Obama Urges Grads To Serve Country
MIDDLETOWN, Conn. -- Hundreds of diplomas were handed out Sunday at Wesleyan University, and one baton was passed.
Barack Obama agreed last week to fill in for Edward M. Kennedy as Wesleyan's commencement speaker after his fellow Democratic senator was found to have a cancerous brain tumor.
Obama, whose legions of young supporters have already recalled memories of John F. Kennedy's idealistic followers in the early 1960s, explicitly invoked JFK's New Frontier, as well as the rest of the Kennedy family, as he exhorted the Wesleyan graduates to dedicate themselves to public service.
"I was born the year that . . . John called a generation of Americans to ask their country what they could do. And I came of age at a time when they did it," Obama said. He concluded that today's students should likewise consider giving themselves to a broader cause because "you have an obligation to yourself."

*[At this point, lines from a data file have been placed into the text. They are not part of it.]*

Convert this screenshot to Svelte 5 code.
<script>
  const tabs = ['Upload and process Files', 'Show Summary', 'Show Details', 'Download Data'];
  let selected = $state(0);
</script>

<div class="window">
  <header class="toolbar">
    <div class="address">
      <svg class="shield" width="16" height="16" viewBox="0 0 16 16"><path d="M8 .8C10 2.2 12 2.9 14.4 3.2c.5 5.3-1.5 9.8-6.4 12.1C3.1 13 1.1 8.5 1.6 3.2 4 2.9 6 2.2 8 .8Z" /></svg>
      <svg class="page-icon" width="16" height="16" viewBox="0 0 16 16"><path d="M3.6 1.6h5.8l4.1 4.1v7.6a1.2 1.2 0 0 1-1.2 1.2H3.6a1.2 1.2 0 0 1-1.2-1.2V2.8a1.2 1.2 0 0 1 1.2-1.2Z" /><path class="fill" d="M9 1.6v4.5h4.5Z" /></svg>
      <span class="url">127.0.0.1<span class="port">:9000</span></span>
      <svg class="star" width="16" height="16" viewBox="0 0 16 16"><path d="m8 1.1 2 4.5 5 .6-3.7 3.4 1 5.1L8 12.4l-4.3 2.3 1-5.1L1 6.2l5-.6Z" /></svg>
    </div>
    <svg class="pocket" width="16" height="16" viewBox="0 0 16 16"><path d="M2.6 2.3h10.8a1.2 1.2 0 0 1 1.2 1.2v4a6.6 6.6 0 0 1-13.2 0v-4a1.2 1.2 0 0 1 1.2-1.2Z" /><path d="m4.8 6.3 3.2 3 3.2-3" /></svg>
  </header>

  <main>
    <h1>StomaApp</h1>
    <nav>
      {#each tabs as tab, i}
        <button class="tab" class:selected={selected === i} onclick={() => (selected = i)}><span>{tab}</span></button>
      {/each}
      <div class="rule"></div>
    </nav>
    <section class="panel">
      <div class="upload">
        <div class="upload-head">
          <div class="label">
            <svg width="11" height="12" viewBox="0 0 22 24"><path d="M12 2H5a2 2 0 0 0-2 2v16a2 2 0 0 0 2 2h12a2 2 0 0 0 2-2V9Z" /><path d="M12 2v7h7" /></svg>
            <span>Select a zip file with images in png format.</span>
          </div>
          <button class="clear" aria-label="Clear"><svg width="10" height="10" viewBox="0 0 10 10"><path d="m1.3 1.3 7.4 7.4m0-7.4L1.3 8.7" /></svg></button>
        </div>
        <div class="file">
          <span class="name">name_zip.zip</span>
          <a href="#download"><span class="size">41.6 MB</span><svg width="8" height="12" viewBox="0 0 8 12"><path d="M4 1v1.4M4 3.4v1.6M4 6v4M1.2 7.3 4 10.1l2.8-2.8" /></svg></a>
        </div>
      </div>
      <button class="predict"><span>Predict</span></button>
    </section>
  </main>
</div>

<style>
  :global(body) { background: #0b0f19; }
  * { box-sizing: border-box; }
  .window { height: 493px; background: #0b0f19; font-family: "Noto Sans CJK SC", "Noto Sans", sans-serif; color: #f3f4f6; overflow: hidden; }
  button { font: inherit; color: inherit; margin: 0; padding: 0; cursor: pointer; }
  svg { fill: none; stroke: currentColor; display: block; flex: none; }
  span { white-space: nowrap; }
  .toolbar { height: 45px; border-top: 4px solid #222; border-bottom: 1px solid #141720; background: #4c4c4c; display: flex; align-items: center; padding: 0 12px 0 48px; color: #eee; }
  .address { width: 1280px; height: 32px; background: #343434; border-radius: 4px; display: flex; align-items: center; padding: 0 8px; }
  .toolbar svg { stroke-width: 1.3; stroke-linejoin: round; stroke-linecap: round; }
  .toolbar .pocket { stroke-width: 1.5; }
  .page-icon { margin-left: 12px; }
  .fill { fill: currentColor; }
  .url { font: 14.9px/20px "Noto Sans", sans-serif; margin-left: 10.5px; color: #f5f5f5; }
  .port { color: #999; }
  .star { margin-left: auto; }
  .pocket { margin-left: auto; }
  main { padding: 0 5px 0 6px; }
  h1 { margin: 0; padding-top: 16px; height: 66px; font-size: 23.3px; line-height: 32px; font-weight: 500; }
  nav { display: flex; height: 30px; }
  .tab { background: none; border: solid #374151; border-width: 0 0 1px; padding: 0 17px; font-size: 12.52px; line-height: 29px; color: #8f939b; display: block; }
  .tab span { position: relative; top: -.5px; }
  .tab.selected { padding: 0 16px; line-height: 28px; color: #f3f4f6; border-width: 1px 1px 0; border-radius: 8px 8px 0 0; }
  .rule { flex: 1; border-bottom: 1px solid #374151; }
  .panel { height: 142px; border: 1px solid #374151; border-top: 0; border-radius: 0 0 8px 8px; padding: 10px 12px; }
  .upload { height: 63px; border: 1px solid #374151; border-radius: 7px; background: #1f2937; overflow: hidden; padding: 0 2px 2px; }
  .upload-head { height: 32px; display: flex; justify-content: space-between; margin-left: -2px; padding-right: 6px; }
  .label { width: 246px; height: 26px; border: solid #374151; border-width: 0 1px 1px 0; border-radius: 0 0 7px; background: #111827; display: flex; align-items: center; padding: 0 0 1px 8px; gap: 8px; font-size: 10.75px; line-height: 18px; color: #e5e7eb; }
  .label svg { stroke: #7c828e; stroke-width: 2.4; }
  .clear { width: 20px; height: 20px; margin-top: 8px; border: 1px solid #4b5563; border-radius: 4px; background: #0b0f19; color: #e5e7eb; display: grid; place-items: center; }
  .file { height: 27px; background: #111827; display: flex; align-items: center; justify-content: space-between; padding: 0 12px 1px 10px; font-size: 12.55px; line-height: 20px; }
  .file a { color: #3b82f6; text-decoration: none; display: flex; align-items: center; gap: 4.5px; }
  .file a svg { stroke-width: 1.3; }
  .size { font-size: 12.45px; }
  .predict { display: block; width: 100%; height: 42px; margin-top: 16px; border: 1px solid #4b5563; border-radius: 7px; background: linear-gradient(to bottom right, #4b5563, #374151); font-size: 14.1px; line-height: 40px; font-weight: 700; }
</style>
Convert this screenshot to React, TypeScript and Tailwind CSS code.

"Because our individual salvation depends on collective salvation," he added. "Because thinking only about yourself, fulfilling your immediate wants and needs, betrays a poverty of ambition. Because it's only when you hitch your wagon to something larger than yourself that you realize your true potential and discover the role you'll play in writing the next great chapter in America's story."

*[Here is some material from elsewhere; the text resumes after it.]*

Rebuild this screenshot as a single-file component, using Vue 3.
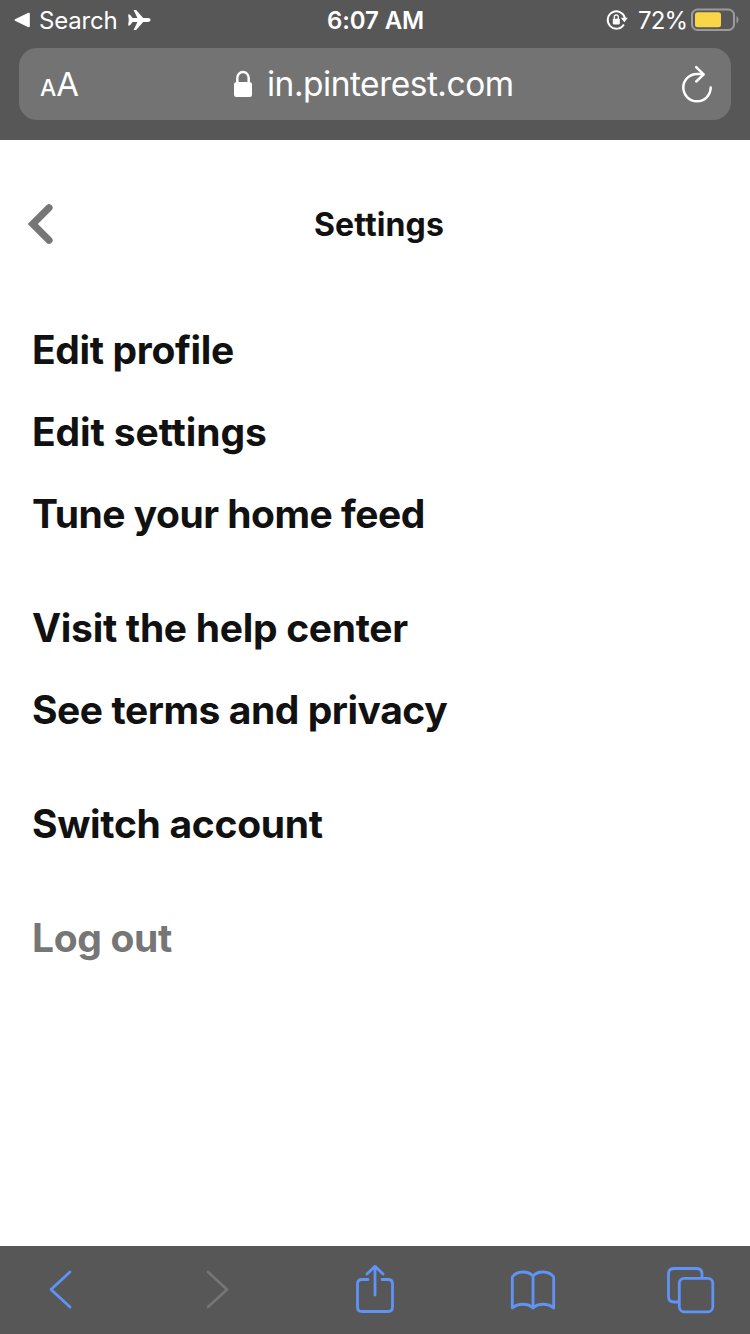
<script setup>
const groups = [
  [{ label: 'Edit profile', id: 'profile' }, { label: 'Edit settings', id: 'settings' }, { label: 'Tune your home feed', id: 'feed' }],
  [{ label: 'Visit the help center', id: 'help' }, { label: 'See terms and privacy', id: 'terms' }],
  [{ label: 'Switch account', id: 'switch' }],
  [{ label: 'Log out', id: 'logout' }],
]
</script>

<template>
  <div class="screen">
    <header class="browser">
      <div class="status">
        <div class="status-left">
          <svg class="tri" width="16" height="16" viewBox="0 0 16 16"><path d="M1 7.200 14.300.8Q15.800.3 15.800 1.800v12.400q0 1.500-1.500 1L1 8.800Q0 8 1 7.200Z" fill="#fff" /></svg>
          <span class="search">Search</span>
          <svg width="24" height="22" viewBox="0 0 24 22"><path d="M1.100 5.600h1.700l2.900 3.500h4.700L6.600 1h2.500l7.100 8.100h4.800c1.500 0 2.600.9 2.600 1.900s-1.100 1.900-2.600 1.900h-4.800L9.100 21H6.600l3.800-8.100H5.700l-2.900 3.500H1.100L1.800 11Z" fill="#fff" /></svg>
        </div>
        <span class="time">6:07 AM</span>
        <div class="status-right">
          <svg width="22" height="22" viewBox="0 0 22 22">
            <path d="M17.900 15.500A8.700 8.700 0 1 1 18.900 9" fill="none" stroke="#fff" stroke-width="1.900" />
            <path d="M14.800 8.800h7l-3.400 4.400Z" fill="#fff" />
            <rect x="6.800" y="9.800" width="7" height="5.600" rx=".8" fill="#fff" />
            <path d="M8.300 10V8a2 2 0 0 1 4 0v2" fill="none" stroke="#fff" stroke-width="1.300" />
          </svg>
          <span class="percent">72%</span>
          <svg class="battery" width="49" height="24" viewBox="0 0 49 24">
            <rect x="2" y="1.500" width="42" height="20.500" rx="5.500" fill="none" stroke="#9b9b9b" stroke-width="2" />
            <rect x="5" y="4.300" width="26" height="15" rx="2.500" fill="#f8d648" />
            <path d="M46.500 8q2 1.200 2 3.700t-2 3.700Z" fill="#9b9b9b" />
          </svg>
        </div>
      </div>
      <div class="address">
        <span class="aa"><span class="small-a">A</span><span class="big-a">A</span></span>
        <div class="site">
          <svg width="20" height="28" viewBox="0 0 20 28"><rect x="1" y="12" width="18" height="15" rx="2.500" fill="#fff" /><path d="M4.300 13V8a5.700 6 0 0 1 11.400 0v5" fill="none" stroke="#fff" stroke-width="2.500" /></svg>
          <span class="url">in.pinterest.com</span>
        </div>
        <svg class="reload" width="34" height="40" viewBox="0 0 34 40" fill="none" stroke="#fff" stroke-width="2.500" stroke-linecap="round" stroke-linejoin="round"><path d="M30.700 23.600A13.700 13.700 0 1 1 17 9.900H23M16.200 3.200 23.700 10.300 16.200 17.500" /></svg>
      </div>
    </header>

    <main>
      <div class="title-bar">
        <svg width="27" height="42" viewBox="0 0 27 42"><path d="M22 3.800 5.800 20 22 36.200" fill="none" stroke="#767676" stroke-width="7.200" stroke-linecap="round" /></svg>
        <h1>Settings</h1>
      </div>
      <nav>
        <ul v-for="(group, i) in groups" :key="i">
          <li v-for="item in group" :key="item.id" :class="item.id"><span>{{ item.label }}</span></li>
        </ul>
      </nav>
    </main>

    <footer class="toolbar">
      <svg class="back" width="24" height="88" viewBox="48 1246 24 88"><path d="M70 1272 51 1289.500 70 1307" /></svg>
      <svg class="forward" width="24" height="88" viewBox="206 1246 24 88"><path d="M208 1272 227 1289.500 208 1307" /></svg>
      <svg class="share" width="40" height="88" viewBox="355 1246 40 88"><path d="M368 1279.500H362Q357.500 1279.500 357.500 1284V1307Q357.500 1311.500 362 1311.500H388Q392.500 1311.500 392.500 1307V1284Q392.500 1279.500 388 1279.500H382M375 1295V1267M367 1274 375 1266.300 383 1274" /></svg>
      <svg class="book" width="46" height="88" viewBox="510 1246 46 88"><path d="M533 1276V1308C528 1303 518 1303 512.300 1308V1277C517 1270.500 528 1270.500 533 1276C538 1270.500 549 1270.500 553.700 1277V1308C548 1303 538 1303 533 1308" /></svg>
      <svg class="tabs" width="50" height="88" viewBox="666 1246 50 88"><path d="M678 1302H674Q668.500 1302 668.500 1296.500V1274Q668.500 1268.500 674 1268.500H696.500Q702 1268.500 702 1274V1277" /><rect x="679.300" y="1278.300" width="33.500" height="33.500" rx="5" /></svg>
    </footer>
  </div>
</template>

<style>
body { margin: 0; }
</style>

<style scoped>
.screen { width: 750px; height: 1334px; display: flex; flex-direction: column; background: #fff; color: #111; font-family: Inter, "Liberation Sans", sans-serif; overflow: hidden; }
svg { display: block; flex: none; }
.browser { height: 140px; flex: none; box-sizing: border-box; background: #575757; color: #fff; }
.status { height: 40px; display: grid; grid-template-columns: 1fr auto 1fr; align-items: center; padding: 0 12px 0 14px; font-size: 24px; line-height: 38px; white-space: nowrap; }
.status span { padding-top: 2px; }
.status-left, .status-right { display: flex; align-items: center; }
.status-right { margin-right: -1px; }
.search { width: 79px; margin: 0 9px; letter-spacing: -.2px; }
.time { font-weight: 600; letter-spacing: -.1px; margin-left: -1px; }
.status-right { justify-content: flex-end; }
.percent { width: 49px; margin: 0 3px 0 10px; letter-spacing: -.9px; }
.address { height: 72px; margin: 8px 19px 0; padding: 0 17px 0 21px; box-sizing: border-box; border-radius: 18px; background: #737373; display: flex; align-items: center; }
.aa { display: flex; align-items: baseline; width: 40px; }
.small-a { font-size: 23px; font-weight: 500; }
.big-a { font-size: 33px; }
.site { display: flex; align-items: center; gap: 14px; margin-left: 153px; }
.reload { margin-left: auto; }
.url { font-size: 33.500px; letter-spacing: -.5px; white-space: nowrap; line-height: 40px; }
main { flex: 1; }
.title-bar { height: 170px; display: grid; grid-template-columns: 27px 1fr 27px; align-items: center; padding: 0 19px 0 27px; box-sizing: border-box; }
h1 { margin: 0; text-align: center; font-size: 32px; line-height: 40px; font-weight: 700; letter-spacing: .1px; font-variant-ligatures: none; }
nav { display: flex; flex-direction: column; gap: 32px; padding-left: 32px; font-variant-ligatures: none; }
ul { list-style: none; margin: 0; padding: 0; }
li { height: 82px; line-height: 80px; font-size: 39px; font-weight: 700; letter-spacing: -.35px; white-space: nowrap; }
.settings { letter-spacing: -.1px; }
.feed { letter-spacing: -.5px; }
.terms { letter-spacing: -.45px; }
.switch, .help { letter-spacing: -.3px; }
.logout { color: #767676; }
.toolbar { height: 88px; flex: none; display: flex; background: #575757; padding-left: 48px; }
.toolbar path, .toolbar rect { fill: none; stroke: #5f93f5; stroke-width: 2.800; stroke-linecap: round; stroke-linejoin: round; }
.toolbar .forward path { stroke: #757575; }
.forward { margin-left: 134px; }
.share { margin-left: 125px; }
.book { margin-left: 115px; }
.tabs { margin-left: 110px; }
</style>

The speech bore strong echoes of Obama's campaign message, though his call for voluntarism and service differed in one key regard. On the stump, Obama gets big applause by saying he would as president offer all college students a $4,000 tax credit to help pay for school -- but only if they commit to public service, such as the Peace Corps or teaching in an inner-city school or working in a homeless shelter.
But he argued Sunday that public service should be unbidden. "Each of you will have the chance to make your own discovery in the years to come. And I say 'chance' because you won't have to take it," he said. "There's no community-service requirement in the real world, no one forcing you to care. You can take your diploma, walk off this stage, and chase only after the big house and the nice suits and all the other things that our money culture says you should buy. You can choose to narrow your concerns and live your life in a way that tries to keep your story separate from America's. But I hope you don't."
Near the close of the speech, he made the link between himself and John Kennedy most explicit -- and in the process voiced some of the increased confidence he has been showing about his chances as the likely Democratic presidential nominee.
"You know, Ted Kennedy often tells a story about the fifth-anniversary celebration of the Peace Corps. He was there, and he asked one of the young Americans why he had chosen to volunteer. And the man replied, 'Because it was the first time someone asked me to do something for my country,' " Obama said. "I don't know how many of you have been asked that question, but after today, you have no excuses. I am asking you, and if I should have the honor of serving this nation as president, I will be asking again in the coming years."